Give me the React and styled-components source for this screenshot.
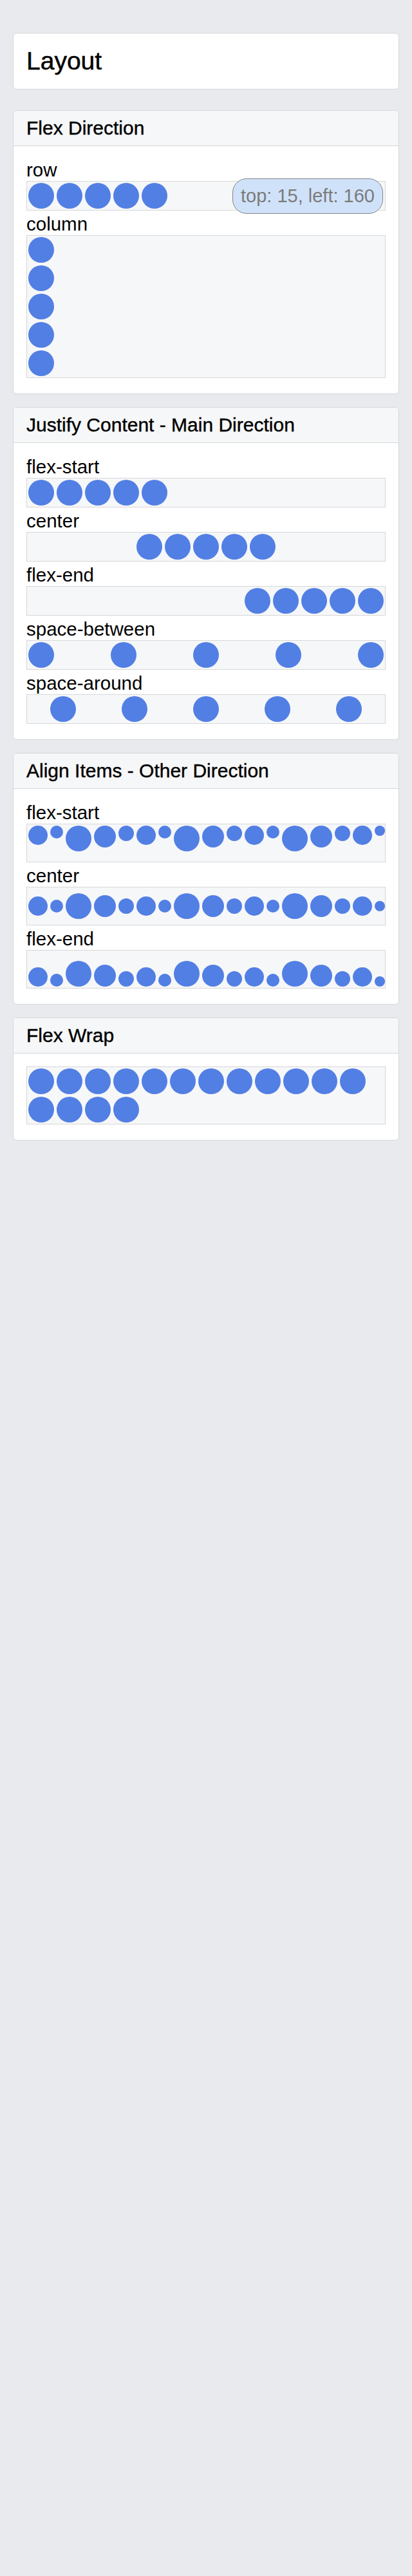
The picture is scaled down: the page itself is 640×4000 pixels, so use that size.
import styled, { createGlobalStyle } from 'styled-components';

const GlobalStyle = createGlobalStyle`
  html, body {
    margin: 0;
    padding: 0;
    background: #e9eaed;
  }
  body {
    font-family: "Liberation Sans", Arial, Helvetica, sans-serif;
    color: #000;
  }
`;

const Page = styled.div`
  padding: 51px 20px 20px;
`;

const Card = styled.section`
  background: #fff;
  border: 1px solid #d6d7da;
  border-radius: 6px;
  margin-bottom: 20px;
  overflow: hidden;
`;

const TitleCard = styled(Card)`
  padding: 20px;
  margin-bottom: 32px;
`;

const Title = styled.h1`
  margin: 0;
  font-size: 39px;
  line-height: 46px;
  font-weight: 400;
  -webkit-text-stroke: 0.5px #000;
`;

const CardHeader = styled.div`
  background: #f6f7f8;
  border-bottom: 1px solid #d6d7da;
  padding: 10px 20px;
  font-size: 30px;
  line-height: 34px;
  -webkit-text-stroke: 0.4px #000;
`;

const CardBody = styled.div`
  position: relative;
  padding: 20px;
`;

const Label = styled.div`
  font-size: 29.5px;
  line-height: 34px;
`;

const Row = styled.div`
  display: flex;
  flex-direction: ${(p) => p.$direction || 'row'};
  justify-content: ${(p) => p.$justify || 'flex-start'};
  align-items: ${(p) => p.$align || 'flex-start'};
  flex-wrap: ${(p) => (p.$wrap ? 'wrap' : 'nowrap')};
  height: ${(p) => (p.$height ? `${p.$height}px` : 'auto')};
  box-sizing: border-box;
  background: #f6f7f8;
  border: 1px solid #d6d7da;
  margin-bottom: 4px;
`;

const Circle = styled.div`
  flex-shrink: 0;
  width: ${(p) => p.$size}px;
  height: ${(p) => p.$size}px;
  margin: 2px;
  border-radius: 50%;
  background: #527fe4;
`;

const Tooltip = styled.div`
  position: absolute;
  top: 50px;
  left: 340px;
  width: 234px;
  height: 55px;
  box-sizing: border-box;
  border: 1px solid #858585;
  border-radius: 22px;
  background: #d0e2f9;
  color: #7b7b7b;
  font-size: 29px;
  line-height: 53px;
  text-align: center;
`;

const five = [0, 1, 2, 3, 4];
const alignSizes = [15, 10, 20, 17, 12, 15, 10, 20, 17, 12, 15, 10, 20, 17, 12, 15, 8];

function Circles({ count = 5, size = 40 }) {
  return Array.from({ length: count }, (_, i) => <Circle key={i} $size={size} />);
}

function AlignRow({ align }) {
  return (
    <Row $align={align} $height={60}>
      {alignSizes.map((s, i) => (
        <Circle key={i} $size={s * 2} />
      ))}
    </Row>
  );
}

export default function App() {
  return (
    <>
      <GlobalStyle />
      <Page>
        <TitleCard>
          <Title>Layout</Title>
        </TitleCard>

        <Card>
          <CardHeader>Flex Direction</CardHeader>
          <CardBody>
            <Label>row</Label>
            <Row>
              <Circles />
            </Row>
            <Label>column</Label>
            <Row $direction="column">
              <Circles />
            </Row>
            <Tooltip>top: 15, left: 160</Tooltip>
          </CardBody>
        </Card>

        <Card>
          <CardHeader>Justify Content - Main Direction</CardHeader>
          <CardBody>
            {['flex-start', 'center', 'flex-end', 'space-between', 'space-around'].map((j) => (
              <div key={j}>
                <Label>{j}</Label>
                <Row $justify={j}>
                  {five.map((i) => (
                    <Circle key={i} $size={40} />
                  ))}
                </Row>
              </div>
            ))}
          </CardBody>
        </Card>

        <Card>
          <CardHeader>Align Items - Other Direction</CardHeader>
          <CardBody>
            <Label>flex-start</Label>
            <AlignRow align="flex-start" />
            <Label>center</Label>
            <AlignRow align="center" />
            <Label>flex-end</Label>
            <AlignRow align="flex-end" />
          </CardBody>
        </Card>

        <Card>
          <CardHeader>Flex Wrap</CardHeader>
          <CardBody>
            <Row $wrap>
              <Circles count={16} />
            </Row>
          </CardBody>
        </Card>
      </Page>
    </>
  );
}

+===+

Every line should be retyped exactly, with the pictures omitted.

_EXERCISE SOLUTION_:
Give me the React and styled-components source for this screenshot.
The picture is scaled down: the page itself is 640×4000 pixels, so use that size.
import styled, { createGlobalStyle } from 'styled-components';

const GlobalStyle = createGlobalStyle`
  html, body {
    margin: 0;
    padding: 0;
    background: #e9eaed;
  }
  body {
    font-family: "Liberation Sans", Arial, Helvetica, sans-serif;
    color: #000;
  }
`;

const Page = styled.div`
  padding: 51px 20px 20px;
`;

const Card = styled.section`
  background: #fff;
  border: 1px solid #d6d7da;
  border-radius: 6px;
  margin-bottom: 20px;
  overflow: hidden;
`;

const TitleCard = styled(Card)`
  padding: 20px;
  margin-bottom: 32px;
`;

const Title = styled.h1`
  margin: 0;
  font-size: 39px;
  line-height: 46px;
  font-weight: 400;
  -webkit-text-stroke: 0.5px #000;
`;

const CardHeader = styled.div`
  background: #f6f7f8;
  border-bottom: 1px solid #d6d7da;
  padding: 10px 20px;
  font-size: 30px;
  line-height: 34px;
  -webkit-text-stroke: 0.4px #000;
`;

const CardBody = styled.div`
  position: relative;
  padding: 20px;
`;

const Label = styled.div`
  font-size: 29.5px;
  line-height: 34px;
`;

const Row = styled.div`
  display: flex;
  flex-direction: ${(p) => p.$direction || 'row'};
  justify-content: ${(p) => p.$justify || 'flex-start'};
  align-items: ${(p) => p.$align || 'flex-start'};
  flex-wrap: ${(p) => (p.$wrap ? 'wrap' : 'nowrap')};
  height: ${(p) => (p.$height ? `${p.$height}px` : 'auto')};
  box-sizing: border-box;
  background: #f6f7f8;
  border: 1px solid #d6d7da;
  margin-bottom: 4px;
`;

const Circle = styled.div`
  flex-shrink: 0;
  width: ${(p) => p.$size}px;
  height: ${(p) => p.$size}px;
  margin: 2px;
  border-radius: 50%;
  background: #527fe4;
`;

const Tooltip = styled.div`
  position: absolute;
  top: 50px;
  left: 340px;
  width: 234px;
  height: 55px;
  box-sizing: border-box;
  border: 1px solid #858585;
  border-radius: 22px;
  background: #d0e2f9;
  color: #7b7b7b;
  font-size: 29px;
  line-height: 53px;
  text-align: center;
`;

const five = [0, 1, 2, 3, 4];
const alignSizes = [15, 10, 20, 17, 12, 15, 10, 20, 17, 12, 15, 10, 20, 17, 12, 15, 8];

function Circles({ count = 5, size = 40 }) {
  return Array.from({ length: count }, (_, i) => <Circle key={i} $size={size} />);
}

function AlignRow({ align }) {
  return (
    <Row $align={align} $height={60}>
      {alignSizes.map((s, i) => (
        <Circle key={i} $size={s * 2} />
      ))}
    </Row>
  );
}

export default function App() {
  return (
    <>
      <GlobalStyle />
      <Page>
        <TitleCard>
          <Title>Layout</Title>
        </TitleCard>

        <Card>
          <CardHeader>Flex Direction</CardHeader>
          <CardBody>
            <Label>row</Label>
            <Row>
              <Circles />
            </Row>
            <Label>column</Label>
            <Row $direction="column">
              <Circles />
            </Row>
            <Tooltip>top: 15, left: 160</Tooltip>
          </CardBody>
        </Card>

        <Card>
          <CardHeader>Justify Content - Main Direction</CardHeader>
          <CardBody>
            {['flex-start', 'center', 'flex-end', 'space-between', 'space-around'].map((j) => (
              <div key={j}>
                <Label>{j}</Label>
                <Row $justify={j}>
                  {five.map((i) => (
                    <Circle key={i} $size={40} />
                  ))}
                </Row>
              </div>
            ))}
          </CardBody>
        </Card>

        <Card>
          <CardHeader>Align Items - Other Direction</CardHeader>
          <CardBody>
            <Label>flex-start</Label>
            <AlignRow align="flex-start" />
            <Label>center</Label>
            <AlignRow align="center" />
            <Label>flex-end</Label>
            <AlignRow align="flex-end" />
          </CardBody>
        </Card>

        <Card>
          <CardHeader>Flex Wrap</CardHeader>
          <CardBody>
            <Row $wrap>
              <Circles count={16} />
            </Row>
          </CardBody>
        </Card>
      </Page>
    </>
  );
}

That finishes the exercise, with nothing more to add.